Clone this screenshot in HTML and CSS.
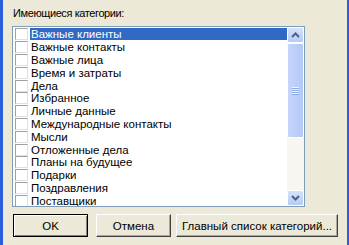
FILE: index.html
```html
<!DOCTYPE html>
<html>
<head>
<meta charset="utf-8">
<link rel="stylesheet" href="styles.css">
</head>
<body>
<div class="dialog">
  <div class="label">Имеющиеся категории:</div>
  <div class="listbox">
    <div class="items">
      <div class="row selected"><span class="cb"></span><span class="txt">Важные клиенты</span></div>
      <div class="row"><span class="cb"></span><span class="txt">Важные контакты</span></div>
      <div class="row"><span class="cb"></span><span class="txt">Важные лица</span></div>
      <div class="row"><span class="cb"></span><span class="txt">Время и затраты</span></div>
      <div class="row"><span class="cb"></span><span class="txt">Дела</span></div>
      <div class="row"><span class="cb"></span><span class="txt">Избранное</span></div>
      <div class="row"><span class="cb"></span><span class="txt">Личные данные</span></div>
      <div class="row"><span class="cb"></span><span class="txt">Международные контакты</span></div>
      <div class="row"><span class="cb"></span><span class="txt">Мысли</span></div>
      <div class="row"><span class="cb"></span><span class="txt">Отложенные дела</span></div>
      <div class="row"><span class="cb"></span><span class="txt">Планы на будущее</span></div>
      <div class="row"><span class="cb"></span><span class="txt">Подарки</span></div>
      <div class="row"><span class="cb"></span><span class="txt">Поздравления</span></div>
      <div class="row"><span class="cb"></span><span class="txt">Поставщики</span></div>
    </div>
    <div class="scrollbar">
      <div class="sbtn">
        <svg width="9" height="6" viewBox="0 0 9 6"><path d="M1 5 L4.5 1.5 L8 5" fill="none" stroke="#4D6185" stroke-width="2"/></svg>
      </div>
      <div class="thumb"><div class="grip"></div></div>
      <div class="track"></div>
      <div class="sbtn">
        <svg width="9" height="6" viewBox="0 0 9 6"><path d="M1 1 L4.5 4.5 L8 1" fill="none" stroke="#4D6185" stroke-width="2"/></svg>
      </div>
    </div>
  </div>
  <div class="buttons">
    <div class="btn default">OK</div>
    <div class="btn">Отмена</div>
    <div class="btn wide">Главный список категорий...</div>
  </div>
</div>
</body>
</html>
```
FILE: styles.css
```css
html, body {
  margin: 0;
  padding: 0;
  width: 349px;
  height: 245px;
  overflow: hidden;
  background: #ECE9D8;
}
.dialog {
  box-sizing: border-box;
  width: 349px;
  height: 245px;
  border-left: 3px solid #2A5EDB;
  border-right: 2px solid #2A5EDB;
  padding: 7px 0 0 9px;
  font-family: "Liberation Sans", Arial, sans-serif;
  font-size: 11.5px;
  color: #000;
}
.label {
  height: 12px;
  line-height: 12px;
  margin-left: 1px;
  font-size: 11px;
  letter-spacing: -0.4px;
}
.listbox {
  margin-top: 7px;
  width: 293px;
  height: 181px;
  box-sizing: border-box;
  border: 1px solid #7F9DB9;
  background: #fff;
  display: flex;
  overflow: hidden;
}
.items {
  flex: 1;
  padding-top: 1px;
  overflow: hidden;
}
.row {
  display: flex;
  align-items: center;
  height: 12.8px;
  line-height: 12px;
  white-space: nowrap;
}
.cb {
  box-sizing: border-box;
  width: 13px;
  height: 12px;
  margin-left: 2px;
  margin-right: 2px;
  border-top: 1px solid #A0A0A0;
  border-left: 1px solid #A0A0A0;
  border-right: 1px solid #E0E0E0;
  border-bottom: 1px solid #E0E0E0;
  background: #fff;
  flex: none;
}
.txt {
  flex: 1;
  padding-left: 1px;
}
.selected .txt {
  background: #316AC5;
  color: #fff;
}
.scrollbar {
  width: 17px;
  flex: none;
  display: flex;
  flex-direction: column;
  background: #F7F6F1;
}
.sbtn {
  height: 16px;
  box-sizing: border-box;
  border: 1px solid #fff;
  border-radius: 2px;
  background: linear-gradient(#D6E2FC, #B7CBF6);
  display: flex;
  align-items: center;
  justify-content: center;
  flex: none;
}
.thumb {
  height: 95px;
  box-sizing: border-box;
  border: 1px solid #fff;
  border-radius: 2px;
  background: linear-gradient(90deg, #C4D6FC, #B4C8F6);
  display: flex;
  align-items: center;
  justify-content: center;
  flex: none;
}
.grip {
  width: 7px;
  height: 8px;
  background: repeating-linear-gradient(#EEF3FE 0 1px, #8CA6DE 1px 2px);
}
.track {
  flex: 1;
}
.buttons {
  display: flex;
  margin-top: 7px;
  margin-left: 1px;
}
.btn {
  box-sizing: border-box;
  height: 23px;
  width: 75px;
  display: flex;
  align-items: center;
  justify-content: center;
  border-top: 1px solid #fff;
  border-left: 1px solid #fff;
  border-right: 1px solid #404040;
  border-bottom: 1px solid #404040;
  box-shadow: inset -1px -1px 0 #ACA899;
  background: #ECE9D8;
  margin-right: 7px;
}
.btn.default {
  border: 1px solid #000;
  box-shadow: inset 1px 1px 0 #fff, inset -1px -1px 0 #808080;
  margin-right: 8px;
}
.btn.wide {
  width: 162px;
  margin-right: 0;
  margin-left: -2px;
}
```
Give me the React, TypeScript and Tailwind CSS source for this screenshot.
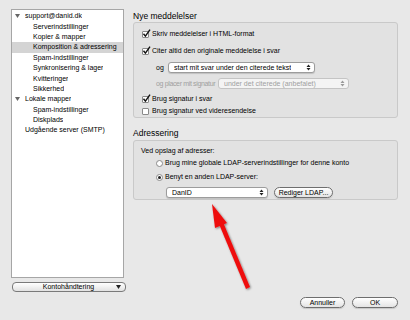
+ + +
TASK TO COMPLETE
Copy the whole listing above word for word but do not carry over the pictures.

REPLY TO THE TASK
Clone this screenshot in HTML and CSS.
FILE: index.html
```html
<!DOCTYPE html>
<html>
<head>
<meta charset="utf-8">
<link rel="stylesheet" href="styles.css">
</head>
<body>
<div class="dialog">
  <div class="label">Имеющиеся категории:</div>
  <div class="listbox">
    <div class="items">
      <div class="row selected"><span class="cb"></span><span class="txt">Важные клиенты</span></div>
      <div class="row"><span class="cb"></span><span class="txt">Важные контакты</span></div>
      <div class="row"><span class="cb"></span><span class="txt">Важные лица</span></div>
      <div class="row"><span class="cb"></span><span class="txt">Время и затраты</span></div>
      <div class="row"><span class="cb"></span><span class="txt">Дела</span></div>
      <div class="row"><span class="cb"></span><span class="txt">Избранное</span></div>
      <div class="row"><span class="cb"></span><span class="txt">Личные данные</span></div>
      <div class="row"><span class="cb"></span><span class="txt">Международные контакты</span></div>
      <div class="row"><span class="cb"></span><span class="txt">Мысли</span></div>
      <div class="row"><span class="cb"></span><span class="txt">Отложенные дела</span></div>
      <div class="row"><span class="cb"></span><span class="txt">Планы на будущее</span></div>
      <div class="row"><span class="cb"></span><span class="txt">Подарки</span></div>
      <div class="row"><span class="cb"></span><span class="txt">Поздравления</span></div>
      <div class="row"><span class="cb"></span><span class="txt">Поставщики</span></div>
    </div>
    <div class="scrollbar">
      <div class="sbtn">
        <svg width="9" height="6" viewBox="0 0 9 6"><path d="M1 5 L4.5 1.5 L8 5" fill="none" stroke="#4D6185" stroke-width="2"/></svg>
      </div>
      <div class="thumb"><div class="grip"></div></div>
      <div class="track"></div>
      <div class="sbtn">
        <svg width="9" height="6" viewBox="0 0 9 6"><path d="M1 1 L4.5 4.5 L8 1" fill="none" stroke="#4D6185" stroke-width="2"/></svg>
      </div>
    </div>
  </div>
  <div class="buttons">
    <div class="btn default">OK</div>
    <div class="btn">Отмена</div>
    <div class="btn wide">Главный список категорий...</div>
  </div>
</div>
</body>
</html>
```
FILE: styles.css
```css
html, body {
  margin: 0;
  padding: 0;
  width: 349px;
  height: 245px;
  overflow: hidden;
  background: #ECE9D8;
}
.dialog {
  box-sizing: border-box;
  width: 349px;
  height: 245px;
  border-left: 3px solid #2A5EDB;
  border-right: 2px solid #2A5EDB;
  padding: 7px 0 0 9px;
  font-family: "Liberation Sans", Arial, sans-serif;
  font-size: 11.5px;
  color: #000;
}
.label {
  height: 12px;
  line-height: 12px;
  margin-left: 1px;
  font-size: 11px;
  letter-spacing: -0.4px;
}
.listbox {
  margin-top: 7px;
  width: 293px;
  height: 181px;
  box-sizing: border-box;
  border: 1px solid #7F9DB9;
  background: #fff;
  display: flex;
  overflow: hidden;
}
.items {
  flex: 1;
  padding-top: 1px;
  overflow: hidden;
}
.row {
  display: flex;
  align-items: center;
  height: 12.8px;
  line-height: 12px;
  white-space: nowrap;
}
.cb {
  box-sizing: border-box;
  width: 13px;
  height: 12px;
  margin-left: 2px;
  margin-right: 2px;
  border-top: 1px solid #A0A0A0;
  border-left: 1px solid #A0A0A0;
  border-right: 1px solid #E0E0E0;
  border-bottom: 1px solid #E0E0E0;
  background: #fff;
  flex: none;
}
.txt {
  flex: 1;
  padding-left: 1px;
}
.selected .txt {
  background: #316AC5;
  color: #fff;
}
.scrollbar {
  width: 17px;
  flex: none;
  display: flex;
  flex-direction: column;
  background: #F7F6F1;
}
.sbtn {
  height: 16px;
  box-sizing: border-box;
  border: 1px solid #fff;
  border-radius: 2px;
  background: linear-gradient(#D6E2FC, #B7CBF6);
  display: flex;
  align-items: center;
  justify-content: center;
  flex: none;
}
.thumb {
  height: 95px;
  box-sizing: border-box;
  border: 1px solid #fff;
  border-radius: 2px;
  background: linear-gradient(90deg, #C4D6FC, #B4C8F6);
  display: flex;
  align-items: center;
  justify-content: center;
  flex: none;
}
.grip {
  width: 7px;
  height: 8px;
  background: repeating-linear-gradient(#EEF3FE 0 1px, #8CA6DE 1px 2px);
}
.track {
  flex: 1;
}
.buttons {
  display: flex;
  margin-top: 7px;
  margin-left: 1px;
}
.btn {
  box-sizing: border-box;
  height: 23px;
  width: 75px;
  display: flex;
  align-items: center;
  justify-content: center;
  border-top: 1px solid #fff;
  border-left: 1px solid #fff;
  border-right: 1px solid #404040;
  border-bottom: 1px solid #404040;
  box-shadow: inset -1px -1px 0 #ACA899;
  background: #ECE9D8;
  margin-right: 7px;
}
.btn.default {
  border: 1px solid #000;
  box-shadow: inset 1px 1px 0 #fff, inset -1px -1px 0 #808080;
  margin-right: 8px;
}
.btn.wide {
  width: 162px;
  margin-right: 0;
  margin-left: -2px;
}
```
Give me the React, TypeScript and Tailwind CSS source for this screenshot.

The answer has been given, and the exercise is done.